One stormy night, Viktor brings his creature to life. It escapes
into the community and takes a coat with Viktor's journal in one
pocket. The monster (which is more articulate and intelligent than
in most filmed versions of this story) reads the journal and realizes
that it is the creation of Viktor Frankenstein. It somehow finds its
way to the Frankenstein estate in search of its creator, accidentally
kills Viktor's young brother, and frames a servant girl named Justine
for the killing. Viktor manages to locate and confront the creature,
and it demands that Viktor create a female mate with the promise that
the two monsters will exist peacefully outside of civilization if
Frankenstein complies. Viktor agrees, but his friend Henry (upon
learning of the dreadful experiments) convinces him not to proceed.

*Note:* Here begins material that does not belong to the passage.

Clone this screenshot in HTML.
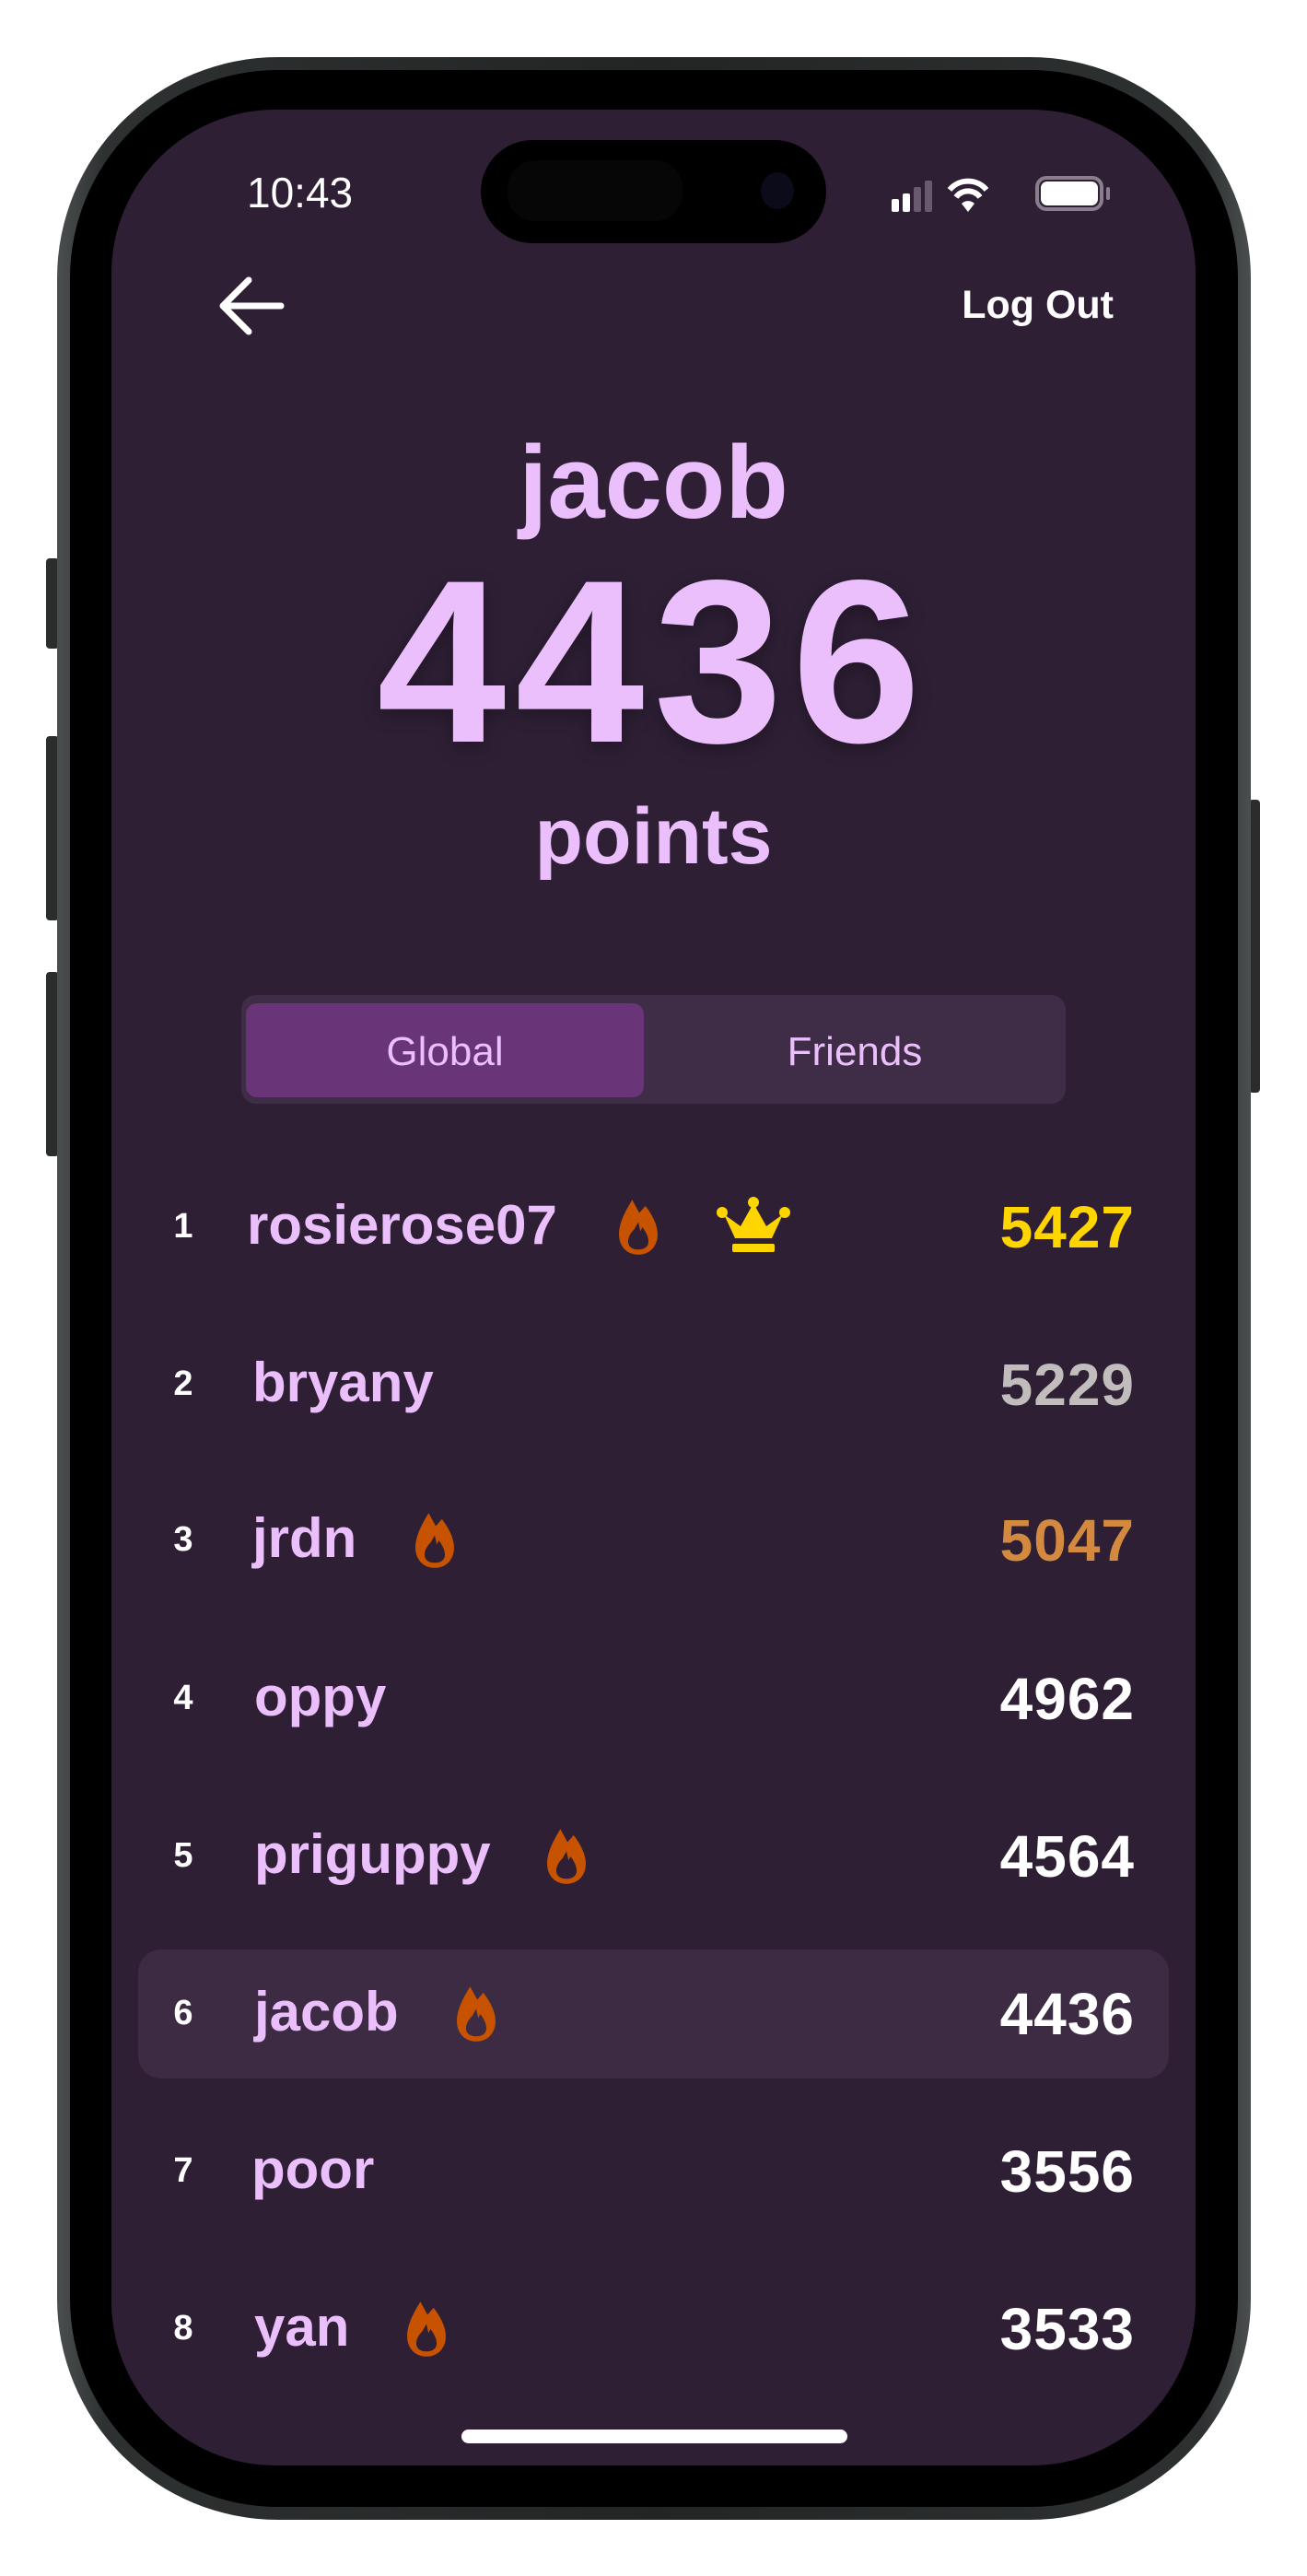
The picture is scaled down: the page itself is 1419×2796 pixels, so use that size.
<!DOCTYPE html>
<html><head><meta charset="utf-8"><style>
*{margin:0;padding:0;box-sizing:border-box}
html,body{width:1419px;height:2796px;background:#fff;overflow:hidden;font-family:"Liberation Sans",sans-serif}
.abs{position:absolute}
.frame{left:62px;top:62px;width:1296px;height:2673px;border-radius:240px;background:linear-gradient(90deg,#4a4e4e,#2e3131 4%,#232525 50%,#2e3131 96%,#4a4e4e);}
.bezel{left:76px;top:76px;width:1268px;height:2645px;border-radius:226px;background:#000;}
.screen{left:121px;top:119px;width:1177px;height:2557px;border-radius:178px;background:#2e1f35;overflow:hidden}
.btn{background:#2b2d2d;border-radius:4px}
.t{position:absolute;white-space:nowrap;font-weight:bold}
.name{color:#ebbefc;font-size:60px;top:0}
.rank{color:#fff;font-size:38px}
</style></head><body>
<div class="abs btn" style="left:50px;top:606px;width:14px;height:98px"></div>
<div class="abs btn" style="left:50px;top:799px;width:14px;height:200px"></div>
<div class="abs btn" style="left:50px;top:1055px;width:14px;height:200px"></div>
<div class="abs btn" style="left:1356px;top:868px;width:12px;height:318px"></div>
<div class="abs frame"></div>
<div class="abs bezel"></div>
<div class="abs screen">
  <div class="abs" style="left:401px;top:33px;width:375px;height:112px;border-radius:56px;background:#000"></div>
  <div class="abs" style="left:430px;top:55px;width:190px;height:66px;border-radius:30px;background:#060606"></div>
  <div class="abs" style="left:705px;top:68px;width:36px;height:40px;border-radius:50%;background:#0b0b1a"></div>
  <div class="t" style="left:147px;top:63px;font-size:46px;color:#fff;font-weight:normal">10:43</div>
  <svg class="abs" style="left:843px;top:67px" width="160" height="50" viewBox="0 0 160 50">
    <rect x="4" y="30" width="8" height="14" rx="2" fill="#fff"/>
    <rect x="16" y="24" width="8" height="20" rx="2" fill="#fff"/>
    <rect x="28" y="17" width="8" height="27" rx="2" fill="#6a5a6f"/>
    <rect x="40" y="10" width="8" height="34" rx="2" fill="#6a5a6f"/>
    <path d="M67 20 A26 26 0 0 1 107 20" stroke="#fff" stroke-width="6" fill="none"/>
    <path d="M74 28 A16 16 0 0 1 100 28" stroke="#fff" stroke-width="6" fill="none"/>
    <path d="M80 35 L87 44 L94 35 A10 10 0 0 0 80 35Z" fill="#fff"/>
  </svg>
  <div class="abs" style="left:1003px;top:72px;width:74px;height:38px;border:4px solid #8a7d8e;border-radius:12px"></div>
  <div class="abs" style="left:1009px;top:78px;width:62px;height:26px;background:#fff;border-radius:7px"></div>
  <div class="abs" style="left:1080px;top:84px;width:4px;height:14px;background:#8a7d8e;border-radius:2px"></div>
  <svg class="abs" style="left:112px;top:178px" width="80" height="70" viewBox="0 0 80 70">
    <path d="M37 7 L9 35 L37 63 M9 35 L72 35" stroke="#fff" stroke-width="7" fill="none" stroke-linecap="round" stroke-linejoin="round"/>
  </svg>
  <div class="t" style="right:89px;top:188px;font-size:43px;color:#fff">Log Out</div>
  <div class="t" style="left:0;width:1177px;text-align:center;top:340px;font-size:112px;color:#ebbefc">jacob</div>
  <div class="t" style="left:0;width:1177px;text-align:center;top:455px;font-size:252px;color:#ebbefc;letter-spacing:10px;text-shadow:0 6px 20px rgba(0,0,0,.3)">4436</div>
  <div class="t" style="left:0;width:1177px;text-align:center;top:740px;font-size:86px;color:#ebbefc">points</div>
  <div class="abs" style="left:141px;top:961px;width:895px;height:118px;border-radius:16px;background:#3f2d48"></div>
  <div class="abs" style="left:146px;top:970px;width:432px;height:102px;border-radius:12px;background:#6a3478"></div>
  <div class="t" style="left:146px;width:432px;text-align:center;top:998px;font-size:44px;color:#ebbefc;font-weight:normal">Global</div>
  <div class="t" style="left:578px;width:458px;text-align:center;top:998px;font-size:44px;color:#ebbefc;font-weight:normal">Friends</div>
  <div class="abs" style="left:29px;top:1997px;width:1119px;height:140px;border-radius:25px;background:#3d2b44"></div>
  <div id="rows"></div>
</div>
<div class="abs" style="left:501px;top:2637px;width:419px;height:15px;border-radius:8px;background:#fff"></div>
<script>
var rows=[
[1,"rosierose07",5427,"#ffd500",693,true,268],
[2,"bryany",5229,"#c2bdbd",0,false,274],
[3,"jrdn",5047,"#d38a3f",472,false,274],
[4,"oppy",4962,"#fff",0,false,276],
[5,"priguppy",4564,"#fff",615,false,276],
[6,"jacob",4436,"#fff",517,false,276],
[7,"poor",3556,"#fff",0,false,273],
[8,"yan",3533,"#fff",463,false,276]];
var ys=[1332,1503,1672,1844,2015,2186,2357,2528],h="";
var flame='<path fill="#c75200" fill-rule="evenodd" d="M14 2 L21 15 L27 8 C34 17 39 27 39 36 C39 48 31 56 20 56 C9 56 1 48 1 36 C1 24 8 12 14 2Z M20 24 L16 31 C12 35 10 39 10 43 C10 48 14 51 20 51 C26 51 30 48 30 43 C30 38 27 33 24 29 L22 33 Z"/>';
rows.forEach(function(r,i){
 var y=ys[i]-119;
 h+='<div class="t rank" style="left:0;width:156px;text-align:center;top:'+(y-22)+'px">'+r[0]+'</div>';
 h+='<div class="t name" style="left:'+(r[6]-121)+'px;top:'+(y-37)+'px">'+r[1]+'</div>';
 h+='<div class="t" style="right:'+(1298-1232)+'px;top:'+(y-37)+'px;font-size:64px;letter-spacing:1px;color:'+r[3]+'">'+r[2]+'</div>';
 if(r[4]) h+='<svg class="abs" style="left:'+(r[4]-121-27)+'px;top:'+(y-32)+'px" width="54" height="64" viewBox="0 0 40 58">'+flame+'</svg>';
 if(r[5]) h+='<svg class="abs" style="left:'+(818-121-40)+'px;top:'+(y-34)+'px" width="80" height="66" viewBox="0 0 80 66"><path d="M8 20 L20 46 L60 46 L72 20 L54 33 L40 8 L26 33Z" fill="#ffd500"/><circle cx="6" cy="18" r="6" fill="#ffd500"/><circle cx="74" cy="18" r="6" fill="#ffd500"/><circle cx="40" cy="7" r="6" fill="#ffd500"/><rect x="17" y="52" width="46" height="9" rx="2" fill="#ffd500"/></svg>';
});
document.getElementById('rows').innerHTML=h;
</script>
</body></html>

In the presence of the monster, Viktor burns the not-yet-reanimated
body of the mate. The creature vows that it will find Viktor on his
wedding night. Viktor inexplicably does not tell his bride-to-be
(creepily enough, his stepsister Elizabeth) about the danger they're
in. The creature kills Henry, and a grief-stricken Viktor gets on
with his life and marries Elizabeth. Viktor's creation does indeed
track down the happy couple in their honeymoon suite and kills
Elizabeth. Viktor pursues the monster (it leaves a series of cryptic
notes for Viktor to find) and ends up on the dog sled from the
prologue chasing the creature across an icy landscape. Viktor dies
aboard the Prometheus after finishing his tale, and the ship's
captain watches as the creature carries its dead maker off into the
blizzard.
My main problem with this
version of Frankenstein is that the story is supposed to be the
events Viktor describes to the captain of the Prometheus, yet there
are numerous scenes in which Viktor is not present. How did he know
what the monster was up to when it was off on its own? This quibble
aside, the Hallmark version of Frankenstein is quite watchable and
boasts marvelous production values for a made-for-TV endeavor.
Nothing jolted me out of the “reality” of the tale – I noticed
no anachronisms in terms of the environments or dialogue, but then
I've never been to modern day Europe and certainly have no idea what
it was like during the time period in which this yarn takes place, so
how would I know if something was dreadfully off-key? With a cast
that includes Donald Sutherland (as the Prometheus captain), William
Hurt (as Viktor's college mentor), Julie Delpy (Viktor's mother), and
Luke Goss (the creature), the 2004 made-for-TV miniseries version of
Frankenstein is not wanting for talent. It's not a project that
warrants or demands repeat viewings, but it's worthy of a look
(especially for fans of the Shelley novel).